By John Richardson
WHAT if your understanding of how the chemicals industry works is no longer valid?
This was a theme I covered on Monday when I talked about how the future winners will be those who first of all will be prepared to say, “Look, I was wrong about China”.
The next step for these executives would be to build the right framework for the debate about what comes next. This framework cannot afford to include any of the old thinking about China. None of us can possibly even pretend to know all the answers about what comes next and how we should respond. But unless we at the very least set the right terms for the discussion, we are not going to get anywhere.
The same applies to the future of global chemicals trade – the subject of today’s blog post.
The danger is that in trying to defend their old forecasts for global trade flows, chemicals companies will take what they used to think and adapt the logic in order to make these old forecasts still valid. In other words, what they will attempt to do will be this: “We are still going to be right on our estimates, even if for different reasons”.
In my view, though, you also have to start from scratch in how you view global trade. You cannot even hope to have a sensible debate if you abandon old ways of thinking.
This is some the “new logic” supporting old forecasts, relating again largely to China and how it will shape the future of global chemicals trade.
- Low value export-based manufacturing will increasingly migrate away from China as it successfully escapes the “middle income trap” in its eastern coastal provinces. Granted we missed this important turning point when it was clear several years ago that it was going to happen.
- But this drift will result in the creation of a lot more jobs in making cheap shirts and blouses, low-end electronics and cheap plastic toys etc. in the other developing countries in Asia, in Latin America and Africa.
- This drift in manufacturing will create lots more personal wealth in Latin America and Africa etc. Hundreds of millions more people will thus escape from extreme poverty and so will be able to buy modern-day consumer goods and services for the first time.
- And all the above will happen perhaps a lot quicker than the pessimists think. This will enable producers of basic commodity chemicals in the West to find replacement markets in the rest of the emerging world for slower demand growth for these chemicals in China, which will be the result of China no longer being the world’s dominant low-cost manufacturer.
- And further, this growth in demand in other emerging markets will help compensate for the fact that China’s own production of these basic chemicals has risen more rapidly than we had anticipated. Yes, granted we also underestimated China’s determination to raise its production in products such as polyvinyl chloride and polypropylene.

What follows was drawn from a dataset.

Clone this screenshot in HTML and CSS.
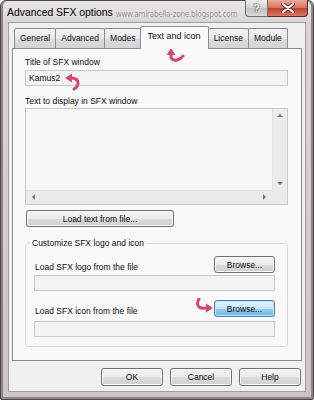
FILE: index.html
```html
<!DOCTYPE html>
<html lang="en">
    <head>
        <meta charset="UTF-8">
        <title>Advanced SFX options</title>
        <link rel="stylesheet" href="styles.css">
    </head>
    <body>
        <div class="window">
            <div class="titlebar">
                <span class="title">Advanced SFX options</span>
                <span class="watermark">www.amirabella-zone.blogspot.com</span>
                <div class="caption-btns">
                    <span class="cap help">?</span>
                    <span class="cap close">
                        <svg width="14" height="10" viewBox="0 0 14 10">
                            <path d="M2 1 L12 9 M12 1 L2 9" stroke="#5a2520" stroke-width="4" stroke-linecap="round"/>
                            <path d="M2 1 L12 9 M12 1 L2 9" stroke="#fff" stroke-width="2.2" stroke-linecap="round"/>
                        </svg>
                    </span>
                </div>
            </div>

            <div class="client">
                <div class="tabs">
                    <span class="tab">General</span>
                    <span class="tab">Advanced</span>
                    <span class="tab">Modes</span>
                    <span class="tab active">Text and icon</span>
                    <span class="tab">License</span>
                    <span class="tab">Module</span>
                </div>

                <div class="panel">
                    <label class="lbl">Title of SFX window</label>
                    <div class="field">Kamus2</div>

                    <label class="lbl gap">Text to display in SFX window</label>
                    <div class="textarea">
                        <div class="ta-body"></div>
                        <div class="vscroll">
                            <span class="arr up"></span>
                            <span class="arr down"></span>
                        </div>
                        <div class="hscroll">
                            <span class="arr left"></span>
                            <span class="arr right"></span>
                        </div>
                        <div class="corner"></div>
                    </div>

                    <button class="btn load">Load text from file...</button>

                    <fieldset class="group">
                        <legend>Customize SFX logo and icon</legend>
                        <div class="row">
                            <span>Load SFX logo from the file</span>
                            <button class="btn browse">Browse...</button>
                        </div>
                        <div class="field"></div>

                        <div class="row second">
                            <span>Load SFX icon from the file</span>
                            <button class="btn browse focus">Browse...</button>
                        </div>
                        <div class="field"></div>
                    </fieldset>

                    <!-- red hint arrows drawn over the dialog -->
                    <svg class="hint hint-tab" width="20" height="16" viewBox="0 0 20 16">
                        <path d="M4 6 L4 9 Q5 13 10 12 Q14 11 16 8" fill="none" stroke="#d8456d" stroke-width="3" stroke-linecap="round"/>
                        <path d="M-0.5 7 L8.5 7 L4 0 Z" fill="#d8456d"/>
                    </svg>
                    <svg class="hint hint-title" width="18" height="18" viewBox="0 0 18 18">
                        <path d="M6 4 Q13 4 13 9 Q13 13 9 15" fill="none" stroke="#d8456d" stroke-width="3" stroke-linecap="round"/>
                        <path d="M7 -0.5 L7 8.5 L0 4 Z" fill="#d8456d"/>
                    </svg>
                    <svg class="hint hint-browse" width="20" height="18" viewBox="0 0 20 18">
                        <path d="M4 1 Q1 6 4 9 Q7 11 12 10" fill="none" stroke="#d8456d" stroke-width="3" stroke-linecap="round"/>
                        <path d="M11 5.5 L11 14.5 L18 10 Z" fill="#d8456d"/>
                    </svg>
                </div>

                <div class="footer">
                    <button class="btn">OK</button>
                    <button class="btn">Cancel</button>
                    <button class="btn">Help</button>
                </div>
            </div>
        </div>
    </body>
</html>
```

FILE: styles.css
```css
* {
    box-sizing: border-box;
}

body {
    margin: 0;
    font-family: "Liberation Sans", Arial, sans-serif;
    font-size: 8.5px;
    color: #0d0d0d;
}

.window {
    width: 314px;
    height: 400px;
    display: flex;
    flex-direction: column;
    padding: 0 7px 7px;
    border: 1px solid #4f4647;
    border-radius: 6px 6px 2px 2px;
    background: linear-gradient(to bottom, #e9e7e8 0, #d9d5d6 22px, #cbc5c6 100%);
    box-shadow: inset 2px 0 0 #8f8384, inset -2px 0 0 #8f8384, inset 0 -2px 0 #8f8384;
}

/* title bar */
.titlebar {
    height: 21px;
    display: flex;
    align-items: flex-start;
    white-space: nowrap;
}

.title {
    flex-shrink: 0;
    margin: 6px 0 0 -1px;
    font-size: 10.4px;
    color: #000;
}

.watermark {
    flex-shrink: 0;
    margin: 8px 0 0 3px;
    font-family: "Liberation Sans Narrow", "DejaVu Sans", sans-serif;
    font-stretch: condensed;
    font-size: 8.1px;
    letter-spacing: -0.25px;
    color: #968e8f;
    text-shadow: 0 0 2px #fff;
}

.caption-btns {
    flex-shrink: 0;
    margin: -1px -2px 0 auto;
    display: flex;
}

.cap {
    height: 17px;
    display: flex;
    align-items: center;
    justify-content: center;
}

.cap.help {
    width: 23px;
    border: 1px solid #716b6c;
    border-top: none;
    border-radius: 0 0 0 4px;
    background: linear-gradient(to bottom, #eeeded 0%, #d8d5d5 50%, #c4bfc0 51%, #dcd9d9 100%);
    color: #fff;
    font-weight: bold;
    font-size: 11px;
    text-shadow: 0 0 2px #3d3a3a, 0 0 1px #3d3a3a;
}

.cap.close {
    width: 40px;
    border: 1px solid #5b2d2a;
    border-top: none;
    border-left: none;
    border-radius: 0 0 4px 0;
    background: linear-gradient(to bottom, #eaa99e 0%, #d6725f 50%, #c63f2e 51%, #d77c66 100%);
}

/* client area */
.client {
    flex: 1;
    display: flex;
    flex-direction: column;
    padding: 3px 3px 0;
    background: #f0f0f0;
    border: 1px solid #a39c9d;
}

.tabs {
    height: 22px;
    display: flex;
    align-items: flex-end;
    padding-left: 2px;
}

.tab {
    height: 20px;
    padding: 0 5px;
    line-height: 19px;
    margin-right: -1px;
    border: 1px solid #898c95;
    border-bottom: none;
    border-radius: 2px 2px 0 0;
    background: linear-gradient(to bottom, #f4f4f4 0%, #e8e8e8 50%, #dcdcdc 51%, #d4d4d4 100%);
}

.tab.active {
    position: relative;
    z-index: 1;
    height: 23px;
    margin: 0 -1px -1px -1px;
    padding: 0 7px;
    line-height: 18px;
    font-size: 9px;
    background: #fafafa;
}

.panel {
    flex: 1;
    position: relative;
    padding: 8px 13px 0 12px;
    border: 1px solid #898c95;
    background: #f9f9f9;
}

.lbl {
    display: block;
    line-height: 11px;
}

.lbl.gap {
    margin-top: 10px;
}

.field {
    height: 16px;
    margin-top: 2px;
    padding-left: 3px;
    line-height: 14px;
    border: 1px solid #c9c9c9;
    background: #f3f3f3;
}

.textarea {
    height: 97px;
    margin-top: 1px;
    display: grid;
    grid-template-columns: 1fr 15px;
    grid-template-rows: 1fr 14px;
    border: 1px solid #c9c9c9;
    background: #f6f6f6;
}

.vscroll,
.hscroll,
.corner {
    position: relative;
    background: #ebebeb;
}

.vscroll {
    border-left: 1px solid #e2e2e2;
}

.hscroll {
    border-top: 1px solid #e2e2e2;
}

.arr {
    position: absolute;
    width: 0;
    height: 0;
    border: 3px solid transparent;
}

.arr.up {
    top: 5px;
    left: 4px;
    border-bottom-color: #777;
    border-top-width: 0;
}

.arr.down {
    bottom: 5px;
    left: 4px;
    border-top-color: #777;
    border-bottom-width: 0;
}

.arr.left {
    top: 3px;
    left: 6px;
    border-right-color: #777;
    border-left-width: 0;
}

.arr.right {
    top: 3px;
    right: 6px;
    border-left-color: #777;
    border-right-width: 0;
}

.btn {
    display: block;
    height: 17px;
    padding: 0;
    font-family: inherit;
    font-size: 8.5px;
    color: #0d0d0d;
    border: 1px solid #707070;
    border-radius: 3px;
    background: linear-gradient(to bottom, #f3f3f3 0%, #ebebeb 50%, #dcdcdc 51%, #cfcfcf 100%);
    box-shadow: inset 0 0 0 1px #fbfbfb;
}

.btn.load {
    width: 148px;
    margin: 5px 0 0 1px;
}

.group {
    margin: 11px 0 0;
    padding: 7px 12px 9px 8px;
    border: 1px solid #d5dade;
    border-radius: 3px;
}

.group legend {
    margin-left: -4px;
    padding: 0 2px;
    line-height: 11px;
}

.row {
    display: flex;
    justify-content: space-between;
    align-items: flex-end;
    padding-left: 1px;
}

.row span {
    line-height: 11px;
}

.row.second {
    margin-top: 9px;
}

.row + .field {
    margin-top: 2px;
}

.row.second + .field {
    margin-top: 4px;
}

.btn.browse {
    width: 61px;
}

.btn.focus {
    border-color: #3c7fb1;
    background: linear-gradient(to bottom, #e5f4fc 0%, #c4e5f6 50%, #98d1ef 51%, #68b3db 100%);
    box-shadow: inset 0 0 0 1px #c8e6f7;
}

.hint {
    position: absolute;
}

.hint-tab {
    left: 154px;
    top: -1px;
}

.hint-title {
    left: 52px;
    top: 25px;
}

.hint-browse {
    left: 182px;
    top: 249px;
}

.footer {
    height: 30px;
    display: flex;
    justify-content: flex-end;
    gap: 7px;
    padding: 7px 1px 0 0;
}

.footer .btn {
    width: 62px;
    height: 18px;
}
```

In the past, chemicals company CEOS could get away with “turning on a sixpence”. By this I mean that if a set of facts didn’t fit a particular set of financial results, they could quickly change their story to match the facts. The reason for them being able to do this was because nearly every set of financial results moved in a positive direction.
This is no longer the case because as Warren Buffett famously first said way back in 2001: “You only find out who is swimming naked when the tide goes out.”
Now that the China tide has gone out we have to, as I said, start from scratch on the issue of global chemicals trade as well. Here are just three points on this issue that will help you start this process:
- It has also always been an oversimplification to say that China will stop being the world’s low-cost manufacturing sector. Firstly, this is because China’s vast supply-chain advantages will still give it an edge in the manufacture of some cheap finished products in its richer eastern provinces for many years to come. And secondly, we are not just talking about low cost manufacturing moving overseas from China. A lot of that manufacturing will instead continue to move to inland China, thanks to big government re-investment incentives.
- As I again talked about on Monday, there is a strong argument to be made that the rise in China’s manufacturing process, and thus its extraordinary growth rates in chemicals, was a historic one-off.
- Plus, other developing countries are way behind China in satisfying the basic needs that simply must first of all be satisfied before you can even hope to enjoy a manufacturing-led economic take-off. If you cannot even go to school in India because you are too sick to attend due to illnesses caused by inadequate sanitation, you have no chance of gaining the education you need necessary to hold down a good job. In Africa, more than 600 million poor people do not have access to grid electricity. They may spend as much as 16% of their income on energy and pay up to $10 per kilowatt per hour for fuels such as kerosene or disposable batteries for cooking and lighting. This is about 100 times more per unit than people in the richer world.
This blog post has obviously only scratched the surface of this subject. There are many more angles to consider – including how events in the US and Europe will shape future trade flows. These other angles will be covered in later blog posts.